It’s too bad The Hatchet didn’t ask me whether it was legal for the University to surreptitiously take so-called “prohibited (potentially dangerous) items” – for example, pocketknives – from dorm residents’ rooms, and to dispose of them without any opportunity for the owner to contest the seizure or the disposition.
I would have told the newspaper that the perpetrators might well be legally liable in a class-action lawsuit – perhaps orchestrated by one of the organizations designed to protect students’ rights – for the tort of trespass to chattels (unlawful taking or conversion) under several different legal theories. Such a suit could be brought to recover both ordinary as well as much larger punitive damages. It could also result in a court order requiring the University to adopt procedures to allow students to challenge the takings, at least under certain circumstances.
Since the University and its agents and employees are admittedly taking private property, their logical defense would be prior legal consent by the student who owns the property. Any such consent, however, must be clear and informed. Simply telling students – as The Hatchet reported – that their rooms would be subject to inspection is not the same as telling them that items would be seized and disposed of without any opportunity for students to contest the process. Thus, unless the University could meet its burden in court of showing clear and informed consent from each student whose property was taken, there could be legal liability.

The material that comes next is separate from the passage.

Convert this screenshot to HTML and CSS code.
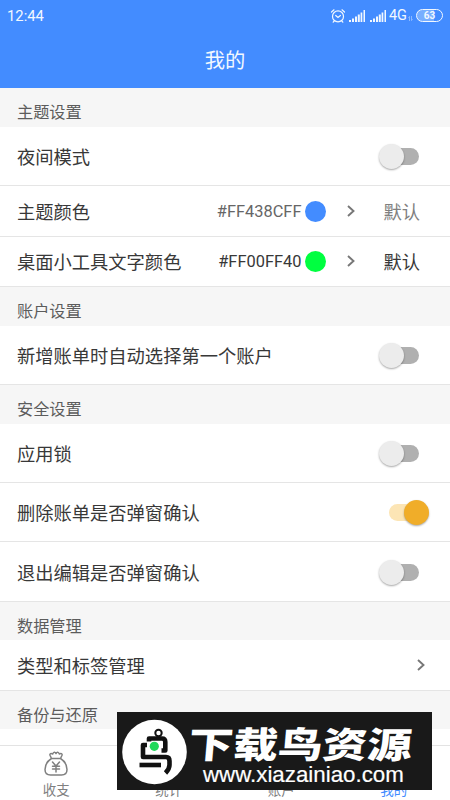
FILE: index.html
```html
<!DOCTYPE html>
<html lang="zh-CN">
<head>
<meta charset="utf-8">
<title>我的</title>
<link rel="stylesheet" href="styles.css">
</head>
<body>
<div class="app">
  <header class="header">
    <div class="status">
      <span class="time">12:44</span>
      <div class="status-icons">
        <svg class="alarm" width="16" height="16" viewBox="0 0 16 16" fill="none" stroke="currentColor" stroke-width="1.2" stroke-linecap="round"><circle cx="8" cy="8.4" r="5.5"/><path d="M1.5 4 4 1.8M14.5 4 12 1.8M5.7 7.5 8 9.5l2.4-2M4.2 13l-1 1.2M11.8 13l1 1.2"/></svg>
        <svg class="signal" width="17" height="12" viewBox="0 0 17 12" fill="currentColor"><path d="M0 10h2v2H0zM3 8.500h2V12H3zM6 6.500h2V12H6zM8.800 4.500h2V12h-2zM11.600 2.500h1.700V12h-1.700zM14.500 0H16v12h-1.500z"/></svg>
        <svg class="signal" width="17" height="12" viewBox="0 0 17 12" fill="currentColor"><path d="M0 10h2v2H0zM3 8.500h2V12H3zM6 6.500h2V12H6zM8.800 4.500h2V12h-2zM11.600 2.500h1.700V12h-1.700zM14.500 0H16v12h-1.500z"/></svg>
        <span class="network">4G</span>
        <svg class="updown" width="5" height="5" viewBox="0 0 5 5" fill="none" stroke="currentColor" stroke-width=".7"><path d="M1.500 5V.5L.4 1.700M3.500 0v4.500l1.100-1.200"/></svg>
        <span class="battery">63</span>
      </div>
    </div>
    <h1 class="title">我的</h1>
  </header>

  <main class="settings">
    <h2 class="section">主题设置</h2>
    <div class="row tall"><span>夜间模式</span><i class="switch"></i></div>
    <div class="row">
      <span>主题颜色</span>
      <div class="color muted"><span class="hex">#FF438CFF</span><i class="dot blue"></i><svg class="chevron" width="10" height="14" viewBox="0 0 10 14"><path d="m2 2 5.500 5L2 12"/></svg><span class="default">默认</span></div>
    </div>
    <div class="row short">
      <span>桌面小工具文字颜色</span>
      <div class="color"><span class="hex">#FF00FF40</span><i class="dot green"></i><svg class="chevron" width="10" height="14" viewBox="0 0 10 14"><path d="m2 2 5.500 5L2 12"/></svg><span class="default">默认</span></div>
    </div>
    <h2 class="section">账户设置</h2>
    <div class="row tall"><span>新增账单时自动选择第一个账户</span><i class="switch"></i></div>
    <h2 class="section">安全设置</h2>
    <div class="row tall"><span>应用锁</span><i class="switch"></i></div>
    <div class="row tall"><span>删除账单是否弹窗确认</span><i class="switch on"></i></div>
    <div class="row tall last"><span>退出编辑是否弹窗确认</span><i class="switch"></i></div>
    <h2 class="section compact">数据管理</h2>
    <div class="row"><span>类型和标签管理</span><svg class="chevron end" width="10" height="14" viewBox="0 0 10 14"><path d="m2 2 5.500 5L2 12"/></svg></div>
    <h2 class="section compact">备份与还原</h2>
  </main>

  <nav class="tabs">
    <div class="tab">
      <svg class="bag" width="24" height="26" viewBox="0 0 24 26" fill="none" stroke="currentColor" stroke-width="1.500" stroke-linejoin="round" stroke-linecap="round"><path d="M7.500 7.500C3.500 10 1 14.500 1 18.500 1 22.500 3 24 6.500 24h11c3.500 0 5.500-1.500 5.500-5.500 0-4-2.500-8.500-6.500-11zM7.500 7.500 6 4.300C5.500 2.500 7 2 8.700 3 9.500 1 11 .8 12 2.500 13 .8 14.500 1 15.300 3 17 2 18.500 2.500 18 4.300L16.500 7.500M8.500 11 12 15l3.500-4M12 15v6M8.500 15.300h7M8.500 18h7"/></svg>
      <span>收支</span>
    </div>
    <div class="tab"><span>统计</span></div>
    <div class="tab"><span>账户</span></div>
    <div class="tab active"><span>我的</span></div>
  </nav>

  <aside class="watermark">
    <svg class="bird" width="66" height="66" viewBox="0 0 66 66"><circle cx="33.500" cy="33" r="32.300" fill="#fff"/><g fill="none" stroke="#111" stroke-width="4.600" stroke-linejoin="round"><path d="M28 22.500V19.500H41Q44.300 19.500 44.300 23V31.500H40.500"/><path d="M26 26H22V38H45Q48.500 38 48.500 42V46Q48.500 50 44.500 54"/><path d="M18.500 46H40"/><circle cx="37.500" cy="14" r="3.200" stroke-width="2"/></g><circle cx="33.300" cy="27.300" r="4.600" fill="#20d85a"/></svg>
    <div class="brand"><strong>下载鸟资源</strong><span>www.xiazainiao.com</span></div>
  </aside>
</div>
</body>
</html>
```
FILE: styles.css
```css
* { box-sizing: border-box; }
body {
  margin: 0;
  background: #fff;
  color: #383838;
  font-family: Roboto, "Noto Sans CJK SC", sans-serif;
}
.app {
  position: relative;
  display: flex;
  flex-direction: column;
  width: 450px;
  height: 800px;
  overflow: hidden;
}
.header {
  height: 88px;
  background: #438cff;
  color: #f2f8ff;
}
.status {
  display: flex;
  align-items: center;
  justify-content: space-between;
  height: 32px;
  padding: 0 7px;
}
.time { font-size: 14.800px; }
.status-icons { display: flex; align-items: center; margin-top: -1px; }
.alarm { margin-right: -1px; }
.signal { margin-left: 4px; }
.network { margin-left: 2px; font-size: 14.500px; }
.updown { margin: 5px 3px 0 1px; opacity: .6; }
.battery {
  width: 27px;
  height: 13px;
  border: 1.500px solid currentColor;
  border-radius: 7px;
  background: linear-gradient(90deg, #78aeff 68%, #438cff 68%);
  font-size: 10px;
  font-weight: 700;
  line-height: 11px;
  text-align: center;
}
.title {
  margin: 0;
  font-size: 20.300px;
  font-weight: 400;
  line-height: 58px;
  text-align: center;
}
.section {
  height: 39px;
  margin: 0;
  padding: 5px 17px 0;
  background: #f6f6f6;
  color: #5c5c5c;
  font-size: 16.200px;
  font-weight: 400;
  line-height: 39px;
}
.section.compact { height: 38px; }
.row {
  display: flex;
  align-items: center;
  justify-content: space-between;
  height: 51px;
  padding: 0 17px;
  border-bottom: 1px solid #e5e5e5;
  font-size: 18.270px;
  white-space: nowrap;
}
.row.tall { height: 59px; padding-top: 1px; }
.row.tall.last { height: 60px; }
.row.short { height: 50px; padding-bottom: 1px; }
.row.tall > span { margin-top: -1px; }
.switch {
  position: relative;
  width: 30px;
  height: 17px;
  margin-right: 14px;
  border-radius: 9px;
  background: #b0b0b0;
}
.switch::after {
  content: "";
  position: absolute;
  top: -4px;
  left: -10px;
  width: 25px;
  height: 25px;
  border-radius: 50%;
  background: #ececec;
  box-shadow: 0 1px 2px rgba(0, 0, 0, .35);
}
.switch.on { background: #fce5b5; }
.switch.on::after { left: 15px; background: #f0ad29; }
.color { display: flex; align-items: center; margin-right: 13px; }
.hex { font-size: 16.400px; }
.muted .hex { color: #666; }
.muted .default { color: #808080; }
.dot { width: 21px; height: 21px; margin-left: 4px; border-radius: 50%; }
.blue { background: #438cff; }
.green { background: #00ff40; }
.chevron { margin-left: 20px; fill: none; stroke: #777; stroke-width: 1.900; }
.chevron.end { margin-right: 7px; }
.default { margin-left: 27px; }
.tabs {
  display: flex;
  height: 55px;
  margin-top: 16px;
  border-top: 1px solid #e3e3e3;
  background: #fff;
  color: #808080;
}
.settings { flex: none; }
.tab {
  display: flex;
  flex: 1;
  flex-direction: column;
  align-items: center;
  justify-content: flex-end;
  font-size: 13.500px;
  line-height: 20px;
}
.bag { margin-bottom: 3px; }
.tab.active { color: #438cff; }
.watermark {
  position: absolute;
  left: 117px;
  top: 712px;
  display: flex;
  width: 315px;
  height: 78px;
  padding: 7px 0 0 4px;
  background: #191919;
  color: #fff;
}
.brand { display: flex; flex-direction: column; padding: 3px 0 0 2px; }
.brand strong {
  width: 190px;
  font: 900 36px/40px "Noto Sans CJK SC", sans-serif;
  white-space: nowrap;
  transform: scaleX(1.240) skewX(-4deg);
  transform-origin: left center;
}
.brand span { margin: 1px 0 0 14px; font: 22.300px/24px "Liberation Sans", sans-serif; -webkit-text-stroke: .2px #fff; }
```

Also, consider these alternative scenarios. Suppose student Y visits student X in X’s dormitory room, and inadvertently leaves an item of his behind; for example, his small pocket knife falls out of his pocket and lodges under some furniture in X’s dorm room. Or suppose that student X, while visiting student Z off campus, borrows student Z’s pocketknife.
If, in either of these cases, the small pocketknife is seized by the University during a search of X’s room, there is no possible argument that student Y or student Z consented to their seizure and disposal. Thus the argument that X had consented to the seizure – even if he in fact had – would not seem to be a valid legal defense in a lawsuit by student Y or student Z (not student X) or the unlawful taking of their property.
Indeed, the University might be hard- pressed to show in general that the items seized did in fact belong to students whose dorm rooms were searched. This could be important since only governments, not private organizations, can authorize the seizure of third-party property – e.g., cars used to make drug transactions – and even in such cases there are some legal limitations and opportunities to contest the disposal of the property.
Still another situation under which there might be legal liability would be if an item were seized and disposed of by mistake. The Hatchet hypothesized the confiscation of “an incandescent lamp rather than a halogen lamp (a prohibited item),” and there are several other novel lamps and bulbs on the market today which could easily be mistaken for halogen. Similarly, some computer storage media designed to be easily carried in a pocket look like small pocketknives. Thus all of a student’s research and his entire written thesis, stored on such a media, could be seized and inadvertently destroyed by someone who mistakenly took it for a pocketknife.
I understand and strongly support the University’s efforts to keep items easily capable of causing fires out of its dormitories, and to deal harshly with students who would risk the safety of others by having them. But I’m unaware of any rash of attacks – within or outside the dormitories – by students wielding small pocketknives.
Even more importantly, the University should be able to conduct its inspections in such a way that clear and informed legal consent to both seizure and disposal is first obtained, and that some provisions are made for contesting the seizures in appropriate circumstances. After all, space heaters and other such devices can be fire hazards in any university building, but I doubt very much if the University is conducting surreptitious inspections of faculty offices and seizing and disposing of such items without any notice. If we find out that they are, I’m virtually certain that the Law School faculty, if not the Faculty Senate, would take appropriate steps.
By the way, in addition to the University and the University officials who authorized these seizures, the company conducting the seizures – HRH Mitigation – could also be sued. If so, it will be interesting to see if HRH’s contract with the University requires the University to defend it from such law suits and/or to pay any damages which might be awarded. If not, the company might find itself up a creek without a paddle. If there is such an agreement, it would be clear evidence that both the University and HRH were aware that the seizures might be illegal.
-The writer is a professor of public interest law at the GW Law School.